Yiping Wang 王宜平

alt text 

Yiping Wang
Email: ypwang61@cs.washington.edu

Google Scholar / X / Github / LinkedIn

About me

I'm a Ph.D. student (2023.9 - Present) in Paul G. Allen School of Computer Science & Engineering at University of Washington, fortunate to be advised by Prof. Simon Shaolei Du. I am also a Member of Technical Staff at XAI.

From June 2024 to November 2025, I interned at Microsoft, where I was fortunate to be advised by Yelong Shen and Shuohang Wang. Prior to UW, I studied Computer Science and Mathematics at Zhejiang University, where I earned an honors degree from Chu Kochen Honors College.

My long-term research goal is to develop safe and scalable AI systems with super-human capabilities that can drive significant scientific progress. Recently, I'm focusing on reinforcement learning for reasoning in large language models and AI for math. I have also explored diverse topics, including multimodal and machine learning theory.

Key News

  • 11/2025: Release ThetaEvolve. It enables RL training on dynamic environments like AlphaEvolve, and scales test-time learning (pure inference or RL training) for evolution on open optimization problems. We show that an 8B model can achieve better best-known bounds on open problem like Circle Packing under ThetaEvolve.
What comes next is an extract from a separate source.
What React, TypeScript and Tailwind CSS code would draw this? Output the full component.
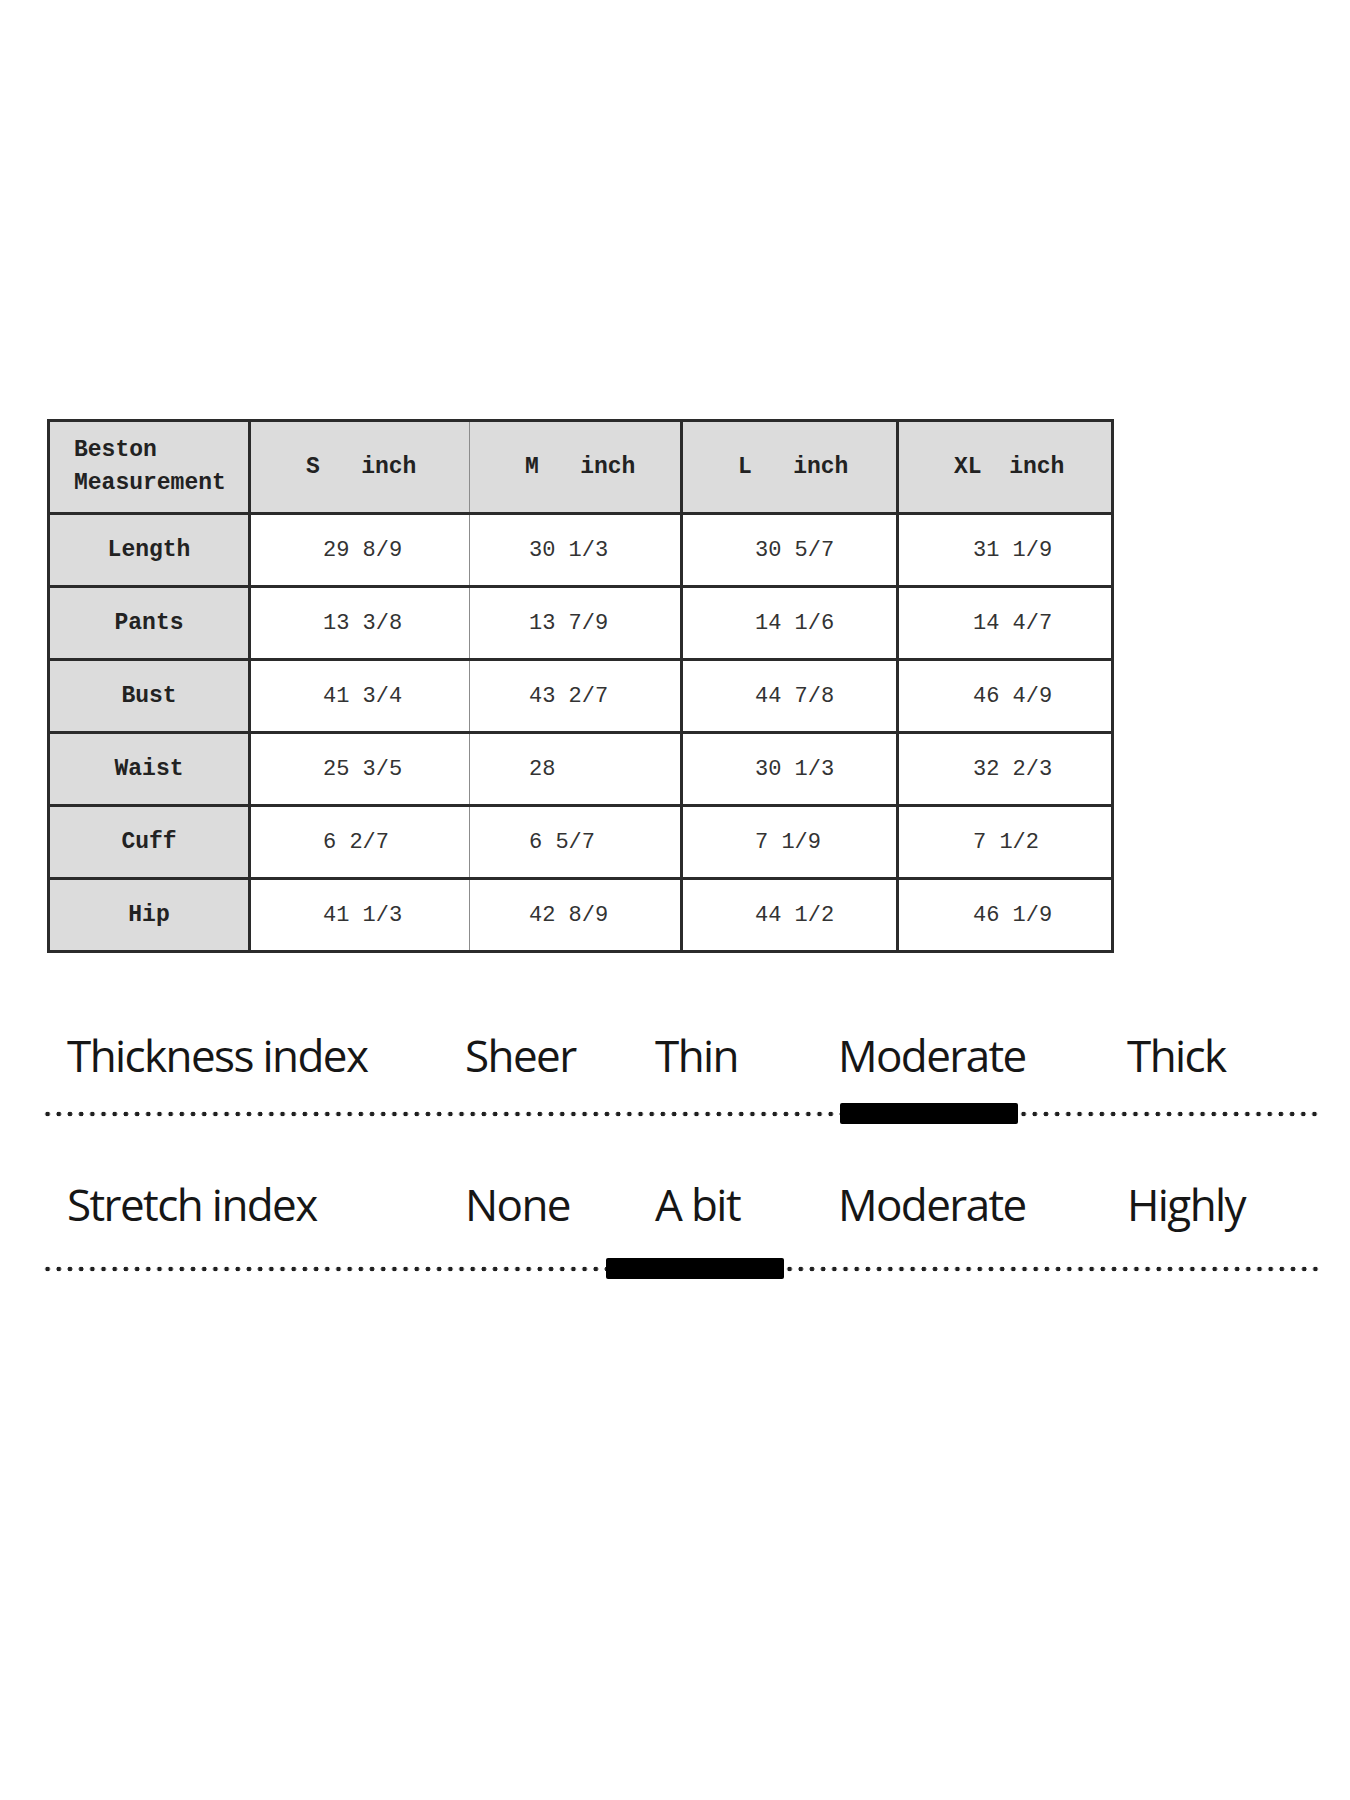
const headers = [
  { label: 'S   inch', w: 'w-[220px]' },
  { label: 'M   inch', w: 'w-[212px]' },
  { label: 'L   inch', w: 'w-[216px]' },
  { label: 'XL  inch', w: 'w-[215px]' },
]

const rows = [
  { name: 'Length', values: ['29 8/9', '30 1/3', '30 5/7', '31 1/9'] },
  { name: 'Pants', values: ['13 3/8', '13 7/9', '14 1/6', '14 4/7'] },
  { name: 'Bust', values: ['41 3/4', '43 2/7', '44 7/8', '46 4/9'] },
  { name: 'Waist', values: ['25 3/5', '28', '30 1/3', '32 2/3'] },
  { name: 'Cuff', values: ['6 2/7', '6 5/7', '7 1/9', '7 1/2'] },
  { name: 'Hip', values: ['41 1/3', '42 8/9', '44 1/2', '46 1/9'] },
]

// per-column left padding and side borders (S|M divider is a thin grey line)
const cellSides = [
  'pl-[72px] border-l-[3px] border-r-[1px] border-l-[#2b2b2b] border-r-[#8c8c8c]',
  'pl-[59px] border-l-[1px] border-r-[3px] border-l-[#8c8c8c] border-r-[#2b2b2b]',
  'pl-[72px] border-x-[3px] border-[#2b2b2b]',
  'pl-[74px] border-x-[3px] border-[#2b2b2b]',
]

const headSides = [
  'border-l-[3px] border-r-[1px] border-l-[#2b2b2b] border-r-[#8c8c8c]',
  'border-l-[1px] border-r-[3px] border-l-[#8c8c8c] border-r-[#2b2b2b]',
  'border-x-[3px] border-[#2b2b2b]',
  'border-x-[3px] border-[#2b2b2b]',
]

const dotted =
  'h-[8px] bg-[radial-gradient(circle,#1f1f1f_2.1px,transparent_2.6px)] bg-[length:11.2px_8px] bg-repeat-x bg-left'

const IndexRow = ({
  title,
  options,
  lead,
  gap,
}: {
  title: string
  options: string[]
  lead: string
  gap: string
}) => (
  <div>
    <div className="flex items-start pl-[25px] text-[44px] leading-none tracking-[-1.6px] text-[#161616]">
      <div className="w-[398px]">{title}</div>
      <div className="w-[190px]">{options[0]}</div>
      <div className="w-[183px]">{options[1]}</div>
      <div className="w-[289px]">{options[2]}</div>
      <div>{options[3]}</div>
    </div>
    <div className={`flex items-center ${gap}`}>
      <div className={`${lead} ${dotted}`} />
      <div className="w-[178px] h-[21px] bg-black rounded-[2px]" />
      <div className={`flex-1 ${dotted}`} />
    </div>
  </div>
)

export default function App() {
  return (
    <div className="min-h-[1800px] w-[1350px] bg-white pt-[419px]">
      <table
        className="ml-[47px] border-collapse"
        style={{ fontFamily: '"Liberation Mono", "DejaVu Sans Mono", monospace' }}
      >
        <thead>
          <tr className="h-[93px] bg-[#dcdcdc]">
            <th className="w-[201px] border-[3px] border-[#2b2b2b] pl-[24px] text-left align-middle text-[23px] font-bold leading-[33px] text-[#222]">
              Beston
              <br />
              Measurement
            </th>
            {headers.map((h, i) => (
              <th
                key={h.label}
                className={`${h.w} ${headSides[i]} border-y-[3px] border-y-[#2b2b2b] pl-[55px] text-left align-middle text-[23px] font-bold whitespace-pre text-[#222]`}
              >
                {h.label}
              </th>
            ))}
          </tr>
        </thead>
        <tbody>
          {rows.map((r) => (
            <tr key={r.name} className="h-[73px]">
              <td className="border-[3px] border-[#2b2b2b] bg-[#dcdcdc] text-center align-middle text-[23px] font-bold text-[#222]">
                {r.name}
              </td>
              {r.values.map((v, i) => (
                <td
                  key={i}
                  className={`${cellSides[i]} border-y-[3px] border-y-[#2b2b2b] bg-white text-left align-middle text-[22px] text-[#333] whitespace-pre`}
                >
                  {v}
                </td>
              ))}
            </tr>
          ))}
        </tbody>
      </table>

      <div
        className="ml-[42px] w-[1279px] mt-[80px] flex flex-col gap-[58px]"
        style={{ fontFamily: '"Open Sans", "Noto Sans", sans-serif' }}
      >
        <IndexRow
          title="Thickness index"
          options={['Sheer', 'Thin', 'Moderate', 'Thick']}
          lead="w-[798px]"
          gap="mt-[26px]"
        />
        <IndexRow
          title="Stretch index"
          options={['None', 'A bit', 'Moderate', 'Highly']}
          lead="w-[564px]"
          gap="mt-[32px]"
        />
      </div>
    </div>
  )
}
  • 11/2025: Release RLVE, where we scale RL with adaptive, verifiable environments with auto-tuning difficulty for model capability frontiers.

  • 10/2025: Honored to receive the Amazon AI Ph.D. Fellowship!

  • 05/2025: Release Spurious Rewards, which uses RLVR with random reward to incentivize the reasoning capability of pretrained models.

  • 05/2025: Present One-Shot RLVR in BAAI Talk.

  • 04/2025: Release One-Shot RLVR (Code, X), rank as #1 Paper of the day on HuggingFace Daily Papers! We find that with a strong base model, RLVR can improve LLM reasoning with only one proper training example.

  • 12/2024: Release a new video generation benchmark StoryEval, showing that current top video generative models can not present multi-event stories like "How to Put an Elephant in a Refrigerator".

  • 06/2024: Start my internship at Microsoft!

  • 05/2024: Release CLIPLoss, which designs a simple but efficient data selection methods for CLIP pretraining, gets the new SOTA in DataComp benchmark.

  • 10/2023: Release JoMA, which analyzes the training dynamics of multilayer transformer and characterizes the role of self-attention and MLP nonlinearity.

  • 09/2023: Become a husky in UW!

  • 05/2023: Release Scan&Snap, which analyzes the training dynamics of 1-layer linear transformer with next token prediction loss.